Singing in the rain? Don’t bet on it…but here are a few exceptions
By Peter Jensen

Our valley sees very little rain each year. Over the past 30 years average rainfall on our 3,000+ acres has been a scant (compared to many other areas in North America) 17.02 inches, with measureable precipitation falling only about 40 days per year.

Contrary to being a “desert”—what many magazine writers call our natural setting—we are decidedly not a desert or even near one geographically, unless you drive east for an hour. Still, we’re quite dry: our rainfall is 14.5 inches less than the U.S. national average, if that helps draw a comparison.

At about 1,700’ elevation, we have extensive oak woodlands and grasslands around The Ranch’s accommodations, and as you hike higher into the mountains the vegetation shifts immediately to a chaparral community, with some oaks tucked into the boulder-strewn folds of Mt. Kuchumaa. None of our native habitats are particularly thirsty, but they expect a good rainfall now and then, and nature accommodates in most years.

Our surrounding terrain even hosts a few waterfalls. They don’t spring to life very often, but longtime staff members and guests (especially those who are at The Ranch November-March) have seen slender falls now and then either glistening in the distance like silver threads on the side of Mt. Kuchumaa, or rushing between the oak tree roots in an arroyo that divides the Rancho La Puerta accommodations into an east side and west side.

Co-founder Deborah Szekely recalls a rainy spell long ago when guests on the east side were cut off from returning to the west side (where the dining room was located) for over a day by a torrent—a near-flash flood that didn’t abate. She and Edmond commissioned a suspension bridge soon after, and you’ll still find it in use today; a link between staff housing and the main Ranch…over a dry arroyo.

We have been coming to Rancho La Puerta since 1982, and once saw a week in the late 1990s when Kuchumaa was covered with a dozen or more waterfalls and rivulets. One day we hiked with a staff member and her farm dog (who knew every trail) from the Tres Estrellas fields up the east flank of Mt. Kuchumaa to a broad granite shield. Looking at this shield through binoculars from far below, we saw what appeared to be narrow watercourses as well as glistening mirrors—wet flat granite bouncing sunlight across the valley.

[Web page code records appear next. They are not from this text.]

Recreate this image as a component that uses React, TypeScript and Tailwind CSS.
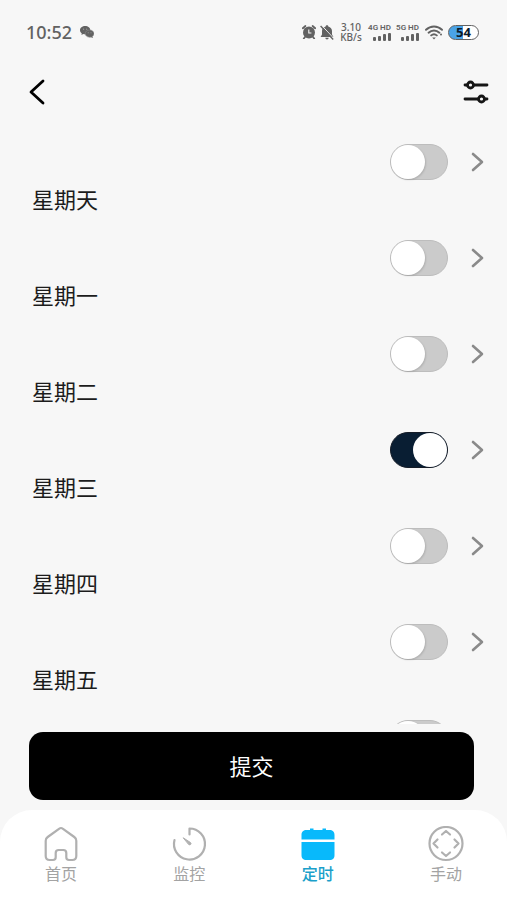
import type { ReactNode } from "react";
import { useState } from "react";

const initialDays = [
  { name: "星期天", on: false },
  { name: "星期一", on: false },
  { name: "星期二", on: false },
  { name: "星期三", on: true },
  { name: "星期四", on: false },
  { name: "星期五", on: false },
  { name: "星期六", on: false },
];

function Signal({ label }: { label: string }) {
  return (
    <div className="flex w-[23px] flex-col items-end">
      <span className="font-['Roboto',sans-serif] text-[8px] leading-[10px] font-semibold whitespace-nowrap">{label}</span>
      <svg width="18" height="8" viewBox="0 0 18 8" fill="currentColor" aria-hidden="true">
        <rect x="0" y="4" width="3" height="4" rx="1" />
        <rect x="5" y="3" width="3" height="5" rx="1" />
        <rect x="10" y="1" width="3" height="7" rx="1" />
        <rect x="15" y="0" width="3" height="8" rx="1" />
      </svg>
    </div>
  );
}

function StatusBar() {
  return (
    <div className="flex h-16 shrink-0 items-center justify-between pr-7 pl-[26px] text-[#626262]">
      <div className="flex items-center gap-2">
        <span className="text-lg leading-6 font-medium">10:52</span>
        <svg width="14" height="12" viewBox="0 0 14 12" aria-hidden="true">
          <path
            d="M5.2 0C2.3 0 0 1.9 0 4.2c0 1.3.7 2.4 1.8 3.2L1.4 9l1.9-1c.6.2 1.2.3 1.9.3C8 8.3 10.3 6.5 10.3 4.2S8 0 5.2 0z"
            fill="currentColor"
          />
          <path
            d="M9.600 4C7.100 4 5.200 5.600 5.200 7.600s1.900 3.600 4.400 3.600c.5 0 1-.1 1.500-.2l1.500.9-.3-1.400c1-.7 1.700-1.700 1.700-2.900C14 5.600 12 4 9.600 4z"
            fill="currentColor"
            stroke="#8a8a8a"
            strokeWidth=".6"
          />
          <g fill="#a4a4a4">
            <circle cx="3.600" cy="3.200" r=".6" />
            <circle cx="6.700" cy="3.200" r=".6" />
            <circle cx="8.200" cy="6.700" r=".5" />
            <circle cx="11" cy="6.700" r=".5" />
          </g>
        </svg>
      </div>
      <div className="flex items-center">
        <svg width="14" height="14" viewBox="0 0 14 14" aria-hidden="true">
          <circle cx="7" cy="7.500" r="6" fill="currentColor" />
          <path d="M.8 3.200 3.400 1M13.200 3.200 10.600 1M3 12l-1.200 1.500M11 12l1.200 1.500" stroke="currentColor" strokeWidth="1.800" strokeLinecap="round" />
          <path d="M6.800 4.500v3.500h2.600" fill="none" stroke="#f7f7f7" strokeWidth="1.100" />
        </svg>
        <svg className="ml-1" width="14" height="15" viewBox="0 0 14 15" aria-hidden="true">
          <path d="M7 .3c-.8 0-1.300.5-1.300 1.200C3.400 2.100 2 3.900 2 6v3.500L.6 12h12.800L12 9.500V6c0-2.100-1.400-3.900-3.700-4.500C8.300.8 7.800.3 7 .3zM5.300 12.800a1.700 1.700 0 0 0 3.400 0z" fill="currentColor" />
          <path d="m1.800.5 12 13" stroke="#f7f7f7" strokeWidth="1" />
          <path d="m.6 1 12.600 13.500" stroke="currentColor" strokeWidth="1.400" />
        </svg>
        <div className="ml-[6px] w-[22px] text-center text-[10px] leading-[10px] font-medium">
          <div>3.10</div>
          <div>KB/s</div>
        </div>
        <div className="ml-[6px] flex gap-[5px]">
          <Signal label="4G HD" />
          <Signal label="5G HD" />
        </div>
        <svg className="ml-[6px]" width="18" height="15" viewBox="0 0 18 15" fill="none" stroke="currentColor" strokeWidth="1.900" strokeLinecap="round" aria-hidden="true">
          <path d="M1 4.800c4.600-4.400 11.400-4.400 16 0M3.600 7.700c3.100-3 7.700-3 10.800 0M6.200 10.400c1.700-1.500 3.900-1.500 5.600 0" />
          <path d="m9 14.500-1.800-2h3.600z" fill="currentColor" stroke="none" />
          <circle cx="16" cy="9.500" r="1" fill="currentColor" stroke="none" />
        </svg>
        <div className="ml-[5px] h-[15px] w-[31px] rounded-full border border-[#626262] bg-linear-to-r from-[#4aa3e6] from-50% to-white to-50% text-center text-[13px] leading-[13px] font-bold text-[#0b1a2a]">
          54
        </div>
      </div>
    </div>
  );
}

type DayRowProps = { name: string; on: boolean; onToggle: () => void };

function DayRow({ name, on, onToggle }: DayRowProps) {
  return (
    <li className="flex h-24 shrink-0 flex-col pt-6">
      <div className="flex items-center justify-end gap-[22px] pr-[22px]">
        <label className="relative block h-9 w-[58px] cursor-pointer">
          <input type="checkbox" className="peer sr-only" checked={on} onChange={onToggle} aria-label={name} />
          <span className="block h-full rounded-full border border-[#bdbdbd] bg-[#cbcbcb] peer-checked:border-[#151c27] peer-checked:bg-[#091e33]" />
          <span className="absolute top-px left-px size-[34px] rounded-full bg-white shadow-[1px_1px_2px_#0002] peer-checked:left-[23px] peer-checked:shadow-none" />
        </label>
        <button type="button" aria-label={`${name}详情`} className="text-[#8a8a8a]">
          <svg width="15" height="22" viewBox="0 0 15 22" fill="none" stroke="currentColor" strokeWidth="2.600" strokeLinecap="round" strokeLinejoin="round">
            <path d="m3 3 9 8-9 8" />
          </svg>
        </button>
      </div>
      <span className="mt-[6px] pl-8 text-[22px] leading-[26px] text-[#1c1c1c]">{name}</span>
    </li>
  );
}

function NavItem({ label, active = false, children }: { label: string; active?: boolean; children: ReactNode }) {
  return (
    <a
      href="#"
      aria-current={active ? "page" : undefined}
      className={`flex w-[34px] flex-col items-center ${active ? "font-medium text-[#1b9fca]" : "text-[#a3a3a3]"}`}
    >
      <svg className="size-9 shrink-0" viewBox="0 0 36 36" fill="none" stroke="#b0b0b0" strokeWidth="2.200" strokeLinecap="round" strokeLinejoin="round" aria-hidden="true">
        {children}
      </svg>
      <span className="text-base leading-6 whitespace-nowrap">{label}</span>
    </a>
  );
}

export default function App() {
  const [days, setDays] = useState(initialDays);

  const toggle = (name: string) =>
    setDays(days.map((d) => (d.name === name ? { ...d, on: !d.on } : d)));

  return (
    <div className="flex h-screen flex-col bg-[#f7f7f7] font-['Noto_Sans','Noto_Sans_CJK_SC',sans-serif]">
      <StatusBar />
      <header className="flex h-14 shrink-0 items-center justify-between pr-[18px] pl-7">
        <button type="button" aria-label="返回">
          <svg width="18" height="28" viewBox="0 0 18 28" fill="none" stroke="#000" strokeWidth="2.800" strokeLinecap="round" strokeLinejoin="round">
            <path d="M15 3 3 14l12 11" />
          </svg>
        </button>
        <button type="button" aria-label="设置">
          <svg width="26" height="24" viewBox="0 0 26 24" fill="none" stroke="#161616" strokeWidth="2.800" strokeLinecap="round">
            <path d="M2 5h2M11 5h13M2 19h13M22 19h2" />
            <circle cx="7.500" cy="5" r="3" />
            <circle cx="18.500" cy="19" r="3" />
          </svg>
        </button>
      </header>

      <ul className="flex min-h-0 flex-1 flex-col overflow-y-auto [scrollbar-width:none]">
        {days.map((d) => (
          <DayRow key={d.name} name={d.name} on={d.on} onToggle={() => toggle(d.name)} />
        ))}
      </ul>

      <div className="shrink-0 pt-2 pr-[33px] pb-[10px] pl-[29px]">
        <button type="button" className="h-[68px] w-full rounded-[14px] bg-black text-[22px] text-white">
          提交
        </button>
      </div>

      <nav className="flex h-[90px] shrink-0 justify-between rounded-t-[32px] bg-white px-11 pt-4">
        <NavItem label="首页">
          <path d="M18 2c.8 0 1.300.3 2 .8l11.300 8.200c1.500 1.100 2 2 2 3.700v15.300c0 2.500-1.500 4-4 4h-3.300c-1.700 0-2.700-1-2.700-2.700V27c0-2-1-3-3-3h-4.600c-2 0-3 1-3 3v4.300c0 1.700-1 2.700-2.700 2.700H6.700c-2.500 0-4-1.500-4-4V14.700c0-1.700.5-2.600 2-3.700L16 2.800c.7-.5 1.200-.8 2-.8z" />
        </NavItem>
        <NavItem label="监控">
          <path d="M18.500 8.500v-6A15.500 15.500 0 1 1 3.500 14" />
          <path d="m12.500 12 7 4.500c1.300 1 .2 3-1.500 2.200z" fill="#b0b0b0" strokeWidth="1" />
        </NavItem>
        <NavItem label="定时" active>
          <path d="M1.500 13.500V9c0-3.500 2-5 5-5H10V2.500h3.500V4h9V2.500H26V4h3.500c3 0 5 1.500 5 5v4.500z" fill="#08b9fb" stroke="none" />
          <path d="M1.500 16h33v13c0 3.500-1.500 5-5 5h-23c-3.500 0-5-1.500-5-5z" fill="#08b9fb" stroke="none" />
        </NavItem>
        <NavItem label="手动">
          <circle cx="18" cy="17.500" r="16.500" />
          <path d="m14 8.500 4-3.500 4 3.500M14 26.500l4 3.500 4-3.500M9.500 13.500l-4 4 4 4M26.500 13.500l4 4-4 4" />
        </NavItem>
      </nav>
    </div>
  );
}
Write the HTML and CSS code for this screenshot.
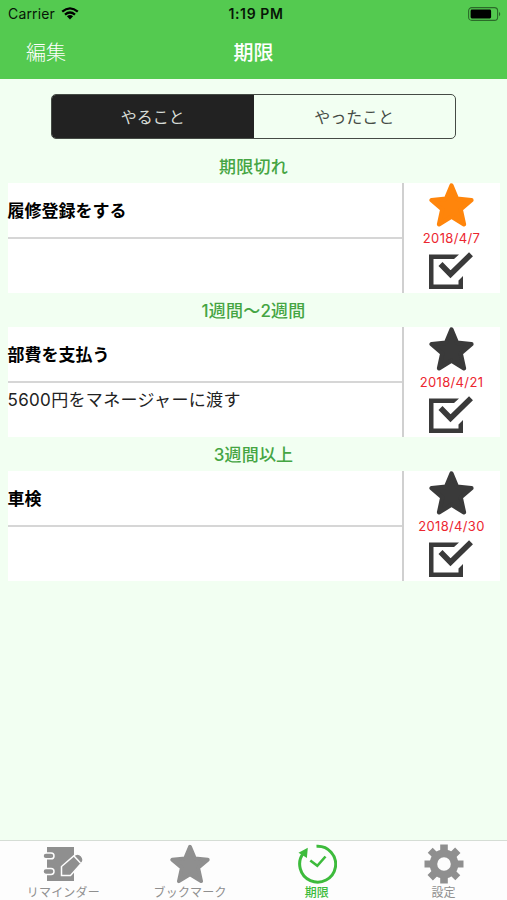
FILE: index.html
```html
<!DOCTYPE html>
<html lang="ja">
<head>
<meta charset="utf-8">
<title>期限</title>
<link rel="stylesheet" href="styles.css">
</head>
<body>
<svg class="defs" width="0" height="0" aria-hidden="true">
  <symbol id="star" viewBox="0 0 44 43">
    <path d="M22 2.500L27.400 15.400L41.500 16.800L31 25.700L34.200 40.400L22 33L9.800 40.400L13 25.700L2.500 16.800L16.600 15.400Z" fill="currentColor" stroke="currentColor" stroke-width="4.200" stroke-linejoin="round"/>
  </symbol>
  <symbol id="check" viewBox="0 0 45 38">
    <path d="M30 2.500H0V37H34V24L29.500 28.500V32.500H4.500V7H25Z" fill="currentColor"/>
    <path d="M11.500 12L21.500 22.200L42 2.300" fill="none" stroke="currentColor" stroke-width="5.600"/>
  </symbol>
</svg>
<div class="screen">
  <header class="top">
    <div class="status">
      <div class="carrier">Carrier
        <svg width="18" height="13" viewBox="0 0 18 13" fill="none" stroke="#000" stroke-width="2.300">
          <path d="M1.200 4.700Q9 -1.900 16.800 4.700M4 7.600Q9 3.400 14 7.600"/>
          <path d="M9 12.400L5.900 9.300Q9 6.900 12.100 9.300Z" fill="#000" stroke="none"/>
        </svg>
      </div>
      <div class="time">1:19 PM</div>
      <svg class="battery" width="33" height="14" viewBox="0 0 33 14">
        <rect x=".6" y=".6" width="29" height="12.800" rx="3.200" fill="none" stroke="#2b6a29" stroke-width="1.100"/>
        <rect x="2.600" y="2.600" width="20.500" height="8.800" rx="1.300" fill="#000"/>
        <path d="M31 4.700Q33.500 7 31 9.300Z" fill="#2b6a29"/>
      </svg>
    </div>
    <nav class="navbar"><span class="edit">編集</span><h1>期限</h1><span></span></nav>
  </header>
  <main>
    <div class="segments"><div class="segment on">やること</div><div class="segment">やったこと</div></div>
    <section>
      <h2>期限切れ</h2>
      <article class="card">
        <div class="text"><h3>履修登録をする</h3><p></p></div>
        <div class="side"><svg class="star marked"><use href="#star"/></svg><time>2018/4/7</time><svg class="check"><use href="#check"/></svg></div>
      </article>
    </section>
    <section>
      <h2>1週間〜2週間</h2>
      <article class="card">
        <div class="text"><h3>部費を支払う</h3><p>5600円をマネージャーに渡す</p></div>
        <div class="side"><svg class="star"><use href="#star"/></svg><time>2018/4/21</time><svg class="check"><use href="#check"/></svg></div>
      </article>
    </section>
    <section>
      <h2>3週間以上</h2>
      <article class="card">
        <div class="text"><h3>車検</h3><p></p></div>
        <div class="side"><svg class="star"><use href="#star"/></svg><time>2018/4/30</time><svg class="check"><use href="#check"/></svg></div>
      </article>
    </section>
  </main>
  <footer class="tabs">
    <div class="tab">
      <svg viewBox="0 0 40 40">
        <path d="M4 3H31V37H4Z" fill="currentColor"/>
        <g fill="currentColor" stroke="#fdfdfd" stroke-width="1.500">
          <rect x="0" y="9" width="11" height="5.800" rx="2.900"/>
          <rect x="0" y="24.600" width="11" height="5.800" rx="2.900"/>
          <path d="M18.500 31.500V22.500L32.500 10.500Q35.500 9 38.500 12Q41 15 39.500 18L27.500 31.500Z"/>
          <path d="M31 12L37.500 19"/>
        </g>
      </svg>
      <span>リマインダー</span>
    </div>
    <div class="tab"><svg viewBox="0 0 44 43"><use href="#star" width="44" height="43"/></svg><span>ブックマーク</span></div>
    <div class="tab active">
      <svg viewBox="0 0 40 40">
        <path d="M19.500 2.200A18 18 0 1 1 6.400 9.200" fill="none" stroke="currentColor" stroke-width="3"/>
        <path d="M1.500 8.800L10.800 3.800L9.900 14Z" fill="currentColor"/>
        <path d="M13.300 16.500L20.300 21.800L28.500 12.500" fill="none" stroke="currentColor" stroke-width="2.600"/>
      </svg>
      <span>期限</span>
    </div>
    <div class="tab">
      <svg viewBox="-20 -20 40 40">
        <g fill="currentColor">
          <path id="teeth" d="M-3.800 -19.500H3.800V-12H-3.800ZM-3.800 12H3.800V19.500H-3.800ZM-19.500 -3.500H-12V3.500H-19.500ZM12 -3.500H19.500V3.500H12Z"/>
          <use href="#teeth" transform="rotate(45)"/>
        </g>
        <circle r="10.600" fill="none" stroke="currentColor" stroke-width="7.600"/>
      </svg>
      <span>設定</span>
    </div>
  </footer>
</div>
</body>
</html>
```
FILE: styles.css
```css
* { box-sizing: border-box; }
body { margin: 0; font-family: Inter, "Noto Sans CJK JP", sans-serif; background: #f2fff2; }
h1, h2, h3, p { margin: 0; }
svg { display: block; flex: none; }
.defs { position: absolute; }
.screen { width: 507px; height: 900px; display: flex; flex-direction: column; overflow: hidden; }
.top { height: 79px; background: #54ca50; }
.status { height: 27px; display: grid; grid-template-columns: 1fr auto 1fr; align-items: center; padding: 0 6px 0 8px; font-size: 14px; line-height: 27px; color: #071507; }
.carrier { display: flex; align-items: center; gap: 6px; letter-spacing: .15px; }
.time { padding-left: 3px; font-weight: 600; font-size: 14px; letter-spacing: .6px; }
.battery { justify-self: end; }
.navbar { height: 52px; display: grid; grid-template-columns: 1fr auto 1fr; align-items: center; padding: 0 26px; color: #fff; line-height: 52px; }
.edit { font-size: 20px; font-weight: 300; }
h1 { font-size: 20px; font-weight: 500; }
main { flex: 1; padding: 15px 7.5px 0; }
.segments { display: flex; width: 405px; height: 45px; margin: 0 auto 10px 43.5px; border: 1.500px solid #454b45; border-radius: 5px; overflow: hidden; }
.segment { flex: 1; font-size: 16px; line-height: 45px; text-align: center; color: #454b45; }
.segment.on { background: #222; color: #d8ddd8; }
h2 { height: 34px; font-size: 17px; font-weight: 500; line-height: 36px; text-align: center; letter-spacing: .2px; color: #45a543; }
.card { display: flex; height: 110px; background: #fff; }
.text { flex: 1; }
h3 { height: 56px; border-bottom: 2px solid #d6d6d6; font-size: 17px; font-weight: 700; line-height: 57px; }
.text p { font-size: 17px; line-height: 34px; letter-spacing: .34px; color: #222; white-space: nowrap; }
.side { width: 98px; border-left: 2px solid #d0d0d0; display: flex; flex-direction: column; align-items: center; color: #3a3a3a; }
.star { width: 45px; height: 44px; }
.marked { color: #ff850b; }
time { height: 22px; font-size: 13px; line-height: 22px; letter-spacing: .35px; color: #ec2630; }
.check { width: 45px; height: 38px; margin-top: 3px; }
.tabs { height: 60px; display: grid; grid-template-columns: repeat(4, 1fr); background: #fdfdfd; border-top: 1px solid #d5ddd5; }
.tab { display: flex; flex-direction: column; align-items: center; padding-top: 3px; font-size: 12px; line-height: 17px; letter-spacing: .2px; color: #8f8f8f; }
.tab svg { width: 40px; height: 40px; }
.active { color: #3dbb3c; font-weight: 500; }
```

We simply had to hike up and take a closer look.

When we arrived at the formation, which covered an area about the size of a football field, we were delighted to discover water gushing inside 6”- to 12”-wide cracks beneath our feet. Could a master Zen gardener have carved a more perfect set of linked channels across the granite, and then—finally—allowed the water to spring free into middair over ledges before rejoining yet more courses on their way to the valley? Not in another 30 million years.

Only fourteen miles from Rancho La Puerta and about 1,000 feet higher in elevation, a remote town on the U.S.A. side of the border experienced one of the most extraordinary rainfall records in history. Here’s a description from the weather-watch Wunderblog by Christopher C. Burt:

“Yet another extreme rainfall worthy of mention is that of August 12, 1891, when the mountain town of Campo, California (located just a few miles north of the Mexico-U.S. border at an elevation of 2,800′) reported an amazing 11.50″ in 1 hour and 20 minutes (and a 16.10″ storm total). The average annual precipitation here is just 14.82″ and in August a mere 0.51″. The observer, a Mr. Gaskill, who was considered reliable, stated that much more rain actually fell but he was unable to empty the gauge fast enough as it overflowed [and] floodwaters undermined the gauge and tilted it a bit. This record has been of great interest to California climatologists since it may represent the most intense rainfall that has ever occurred in the state. The California Department of Water Resources gave it a return period of once in 270,000 years!”

Lest all this talk of rainfall deters you from a visit during our “wet” months of December-March, do consider that those months’ daytime temperatures average in the 60s and are mostly dry dry dry. Bring your bathing suit…but rest assured, you won’t be swimming the arroyo!